GREEN: The biggest question I get from customers who use our analytical platform is: How do I identify a modification? I think a lot of people haven't even identified the modifications to start modeling them. There is no uniform way they are reported. You have to calculate them yourself first. Is it an interest rate mod? When was it modified? By how much? Was there capitalized interest and an interest rate mod? Is it just a cap mod? By how much? By what date? Was it modified twice? You have to answer all these questions first, before you can even start modeling it. And then, the big challenge comes as you model it. I would estimate there are more than 400,000 securitized loans have been modified one way or another. Before you can start modeling, you need to identify those 400,000 plus loans and effectively monitor their performance.

CALABRESE: I have had a number of client meetings discussing modifications, and from a modeling perspective, how do you really take these into consideration when you are trying to figure out a return of principal, and a number of my guys, both sophisticated hedge funds that have been invested in the mortgage market for quite some time and new players that feel that they have a new way of looking at the market, none of them have really been able to figure out a coherent or concrete method to use to anticipate the effects of loan modifications. What that's done to them is it has basically prevented them from going down into those sectors in which the modification question really becomes a significant component of the principal return on an evaluation of a security and, therefore, they have remained at the top part of the capital structure primarily in super-senior option ARMs, for example, or senior Alt-A hybrids, things of that nature that have significant credit enhancement versus delinquencies.

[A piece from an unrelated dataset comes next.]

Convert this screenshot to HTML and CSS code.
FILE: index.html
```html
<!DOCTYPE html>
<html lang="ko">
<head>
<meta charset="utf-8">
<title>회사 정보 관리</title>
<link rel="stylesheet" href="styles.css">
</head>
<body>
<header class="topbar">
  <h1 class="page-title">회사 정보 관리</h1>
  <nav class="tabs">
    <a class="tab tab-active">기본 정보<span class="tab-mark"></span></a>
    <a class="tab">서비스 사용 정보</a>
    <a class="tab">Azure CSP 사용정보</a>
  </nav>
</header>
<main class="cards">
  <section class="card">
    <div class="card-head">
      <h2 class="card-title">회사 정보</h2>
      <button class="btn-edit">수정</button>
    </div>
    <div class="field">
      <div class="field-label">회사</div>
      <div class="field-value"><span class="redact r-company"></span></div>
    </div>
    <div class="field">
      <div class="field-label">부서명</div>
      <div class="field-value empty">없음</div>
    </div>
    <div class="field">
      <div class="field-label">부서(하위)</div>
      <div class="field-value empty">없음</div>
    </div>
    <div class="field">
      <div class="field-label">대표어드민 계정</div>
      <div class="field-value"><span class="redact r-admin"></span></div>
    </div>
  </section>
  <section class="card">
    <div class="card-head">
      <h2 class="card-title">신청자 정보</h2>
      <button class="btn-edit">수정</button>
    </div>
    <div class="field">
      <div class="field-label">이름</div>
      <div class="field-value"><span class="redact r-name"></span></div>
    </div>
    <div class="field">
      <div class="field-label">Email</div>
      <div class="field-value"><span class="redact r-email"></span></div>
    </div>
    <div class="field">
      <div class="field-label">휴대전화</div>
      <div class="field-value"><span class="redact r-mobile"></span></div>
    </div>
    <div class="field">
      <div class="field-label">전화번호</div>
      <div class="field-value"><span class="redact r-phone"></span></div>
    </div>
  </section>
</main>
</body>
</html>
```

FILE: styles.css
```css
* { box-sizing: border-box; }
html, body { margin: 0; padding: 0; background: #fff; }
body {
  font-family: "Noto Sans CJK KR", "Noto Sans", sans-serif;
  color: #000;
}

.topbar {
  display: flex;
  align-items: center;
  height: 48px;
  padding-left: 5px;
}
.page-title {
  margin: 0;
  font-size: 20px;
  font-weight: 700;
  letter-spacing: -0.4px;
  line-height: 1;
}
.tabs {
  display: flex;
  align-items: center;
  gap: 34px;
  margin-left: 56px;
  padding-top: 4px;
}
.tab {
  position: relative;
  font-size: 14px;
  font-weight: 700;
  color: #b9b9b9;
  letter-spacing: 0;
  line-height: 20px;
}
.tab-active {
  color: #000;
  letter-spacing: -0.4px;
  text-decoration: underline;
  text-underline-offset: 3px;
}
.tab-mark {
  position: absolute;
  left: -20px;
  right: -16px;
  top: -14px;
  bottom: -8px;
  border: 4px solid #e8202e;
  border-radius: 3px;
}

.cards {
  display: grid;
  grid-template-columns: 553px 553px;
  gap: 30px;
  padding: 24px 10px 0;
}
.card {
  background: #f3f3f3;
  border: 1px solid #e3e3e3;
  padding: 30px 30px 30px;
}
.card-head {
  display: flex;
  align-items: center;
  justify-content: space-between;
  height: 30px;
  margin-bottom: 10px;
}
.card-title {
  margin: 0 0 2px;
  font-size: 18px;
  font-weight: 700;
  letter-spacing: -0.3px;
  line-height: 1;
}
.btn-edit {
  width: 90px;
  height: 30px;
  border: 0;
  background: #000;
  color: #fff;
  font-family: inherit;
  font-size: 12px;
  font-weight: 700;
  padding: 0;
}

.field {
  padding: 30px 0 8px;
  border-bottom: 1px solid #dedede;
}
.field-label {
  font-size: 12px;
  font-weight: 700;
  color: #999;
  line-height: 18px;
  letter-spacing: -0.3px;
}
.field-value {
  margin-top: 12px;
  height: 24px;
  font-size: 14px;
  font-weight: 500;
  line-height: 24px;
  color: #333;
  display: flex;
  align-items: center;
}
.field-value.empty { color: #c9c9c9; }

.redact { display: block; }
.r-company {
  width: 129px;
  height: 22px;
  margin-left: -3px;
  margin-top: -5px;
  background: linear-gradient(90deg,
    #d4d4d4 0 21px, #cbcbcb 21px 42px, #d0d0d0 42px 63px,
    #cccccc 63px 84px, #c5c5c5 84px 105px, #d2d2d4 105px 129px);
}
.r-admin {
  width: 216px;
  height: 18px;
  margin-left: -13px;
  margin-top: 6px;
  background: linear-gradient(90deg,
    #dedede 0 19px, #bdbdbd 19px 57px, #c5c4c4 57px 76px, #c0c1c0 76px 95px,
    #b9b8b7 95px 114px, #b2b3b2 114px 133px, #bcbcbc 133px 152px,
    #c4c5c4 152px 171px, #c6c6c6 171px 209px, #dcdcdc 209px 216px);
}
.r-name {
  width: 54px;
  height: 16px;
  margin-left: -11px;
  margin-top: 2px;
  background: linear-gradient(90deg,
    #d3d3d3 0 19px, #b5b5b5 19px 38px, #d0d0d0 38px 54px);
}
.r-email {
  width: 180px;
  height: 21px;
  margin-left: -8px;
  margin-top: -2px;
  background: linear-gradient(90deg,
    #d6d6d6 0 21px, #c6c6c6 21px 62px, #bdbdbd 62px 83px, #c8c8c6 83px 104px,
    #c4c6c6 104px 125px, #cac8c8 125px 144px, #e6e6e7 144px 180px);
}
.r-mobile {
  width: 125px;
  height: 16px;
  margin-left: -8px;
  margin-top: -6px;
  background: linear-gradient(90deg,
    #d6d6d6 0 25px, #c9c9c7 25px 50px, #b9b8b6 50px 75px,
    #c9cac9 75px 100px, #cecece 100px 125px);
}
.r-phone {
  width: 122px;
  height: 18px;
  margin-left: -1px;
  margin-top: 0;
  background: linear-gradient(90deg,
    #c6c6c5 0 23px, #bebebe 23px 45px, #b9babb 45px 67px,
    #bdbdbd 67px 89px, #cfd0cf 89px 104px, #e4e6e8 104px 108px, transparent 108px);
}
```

This is where they feel that, even if there is a modification program put into effect that could be properly modeled, at least they are participating in the market at the beginning and be looking to expand their modeling systems to take into account the modification process as it becomes more widespread.

ASR: The market is now looking at what the most effective way to modify loans is. Can you talk about this and how the market is tailoring modifications according to specific products, such as Jumbos, ARMs, second-lien loans, and fixed rates?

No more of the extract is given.